Nice work! The caching + singleflight approach is clean and well-tested.
One note for a potential follow-up: the same subprocess-per-call problem exists on the extension side. azdext.TokenProvider uses AzureDeveloperCLICredential, which — like AzureCLICredential — has no built-in caching and spawns an azd auth token subprocess on every GetToken call. So extensions that fan out concurrent Azure SDK clients (e.g. the model catalog load in azure.ai.agents) could hit the same memory/latency issue even when using azd credentials instead of az credentials.
It would be worth promoting cachingCredential (or a similar wrapper) so it can be reused in azdext.TokenProvider as well. This could speed up the model catalog load for the default azd auth path too, not just the delegated az CLI path. No need to block this PR on it — just flagging it as a follow-up if we observe the same bottleneck there.

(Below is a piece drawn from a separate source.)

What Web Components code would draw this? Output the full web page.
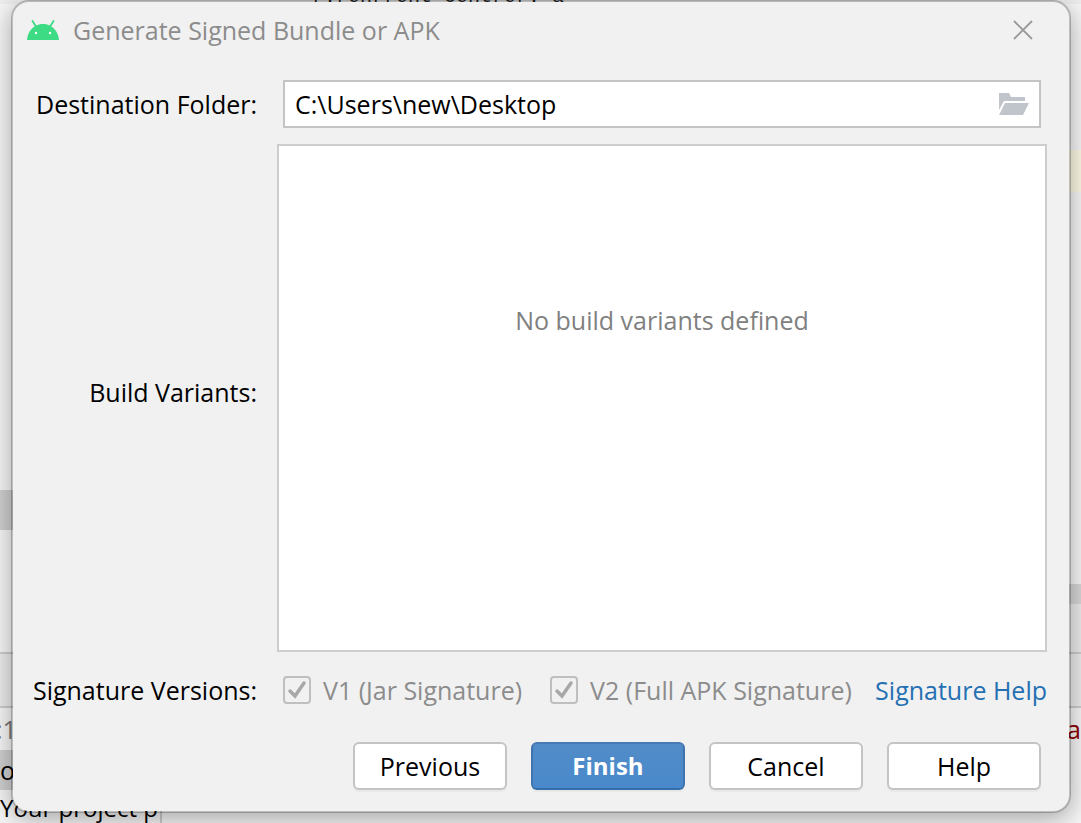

Co-authored-by: Copilot <223556219+Copilot@users.noreply.github.com>
📋 Milestone: June 2026This work is tracked for June 2026. The team will review it soon! |
Fixes #8455
This PR fixes a memory-exhaustion failure and a follow-on performance regression that occur when
azddelegates authentication to the Azure CLI (auth.useAzCliAuth = true), most visibly during theazd ai agent initflow when it loads the full model catalog.Motivation
With delegated auth,
azdpreviously created a newAzureCLICredentialper request. That credential caches nothing and spawns anaz account get-access-tokensubprocess on everyGetTokencall, so flows that fan out many concurrent Azure SDK clients — like the catalog load, which queries every region in parallel with a fresh client per region — spawned oneazsubprocess per request at once. In constrained environments like Cloud Shell this could exhaust memory and fail the command. Sharing one credential per tenant resolved the crash by serializing the requests, but since the credential still cached nothing each request kept spawning its ownazsubprocess, making the catalog load slow.What changed
This PR wraps the Azure CLI credential in an in-memory caching credential, shared per tenant. Tokens are cached by scope, tenant, CAE flag, and claims, reused until near expiry, and concurrent acquisitions for the same key are de-duplicated with single-flight so a burst of parallel requests collapses into a single
azsubprocess. The cache lives only for the command invocation and never persists to disk. A catalog load that previously spawned oneazsubprocess per region now spawns a single subprocess and serves the rest from memory, removing both the memory pressure and the serialized latency.Results
Time to load the full model catalog during
azd ai agent initwith delegated auth in Cloud Shell:Behavior change
Because tokens are now cached for the duration of a command, there is a subtle change around running
az logoutin a parallel shell mid-command. Previously every request shelled out toaz, so anaz logoutelsewhere surfaced as an auth error on the next request within the sameazdcommand. Now an in-flightazdcommand keeps using its cached token until shortly before expiry (token TTL minus a five-minute refresh offset), so it will not be interrupted by a concurrentaz logout. This is the desired behavior — a long-runningazd upshould not fail because another shell logged out — and the cache is in-memory only, so subsequentazdinvocations are unaffected.Testing
Added unit tests covering token reuse, per-scope caching, refresh near expiry, and single-flight de-duplication under concurrency. The new tests and the existing auth suite pass under the race detector.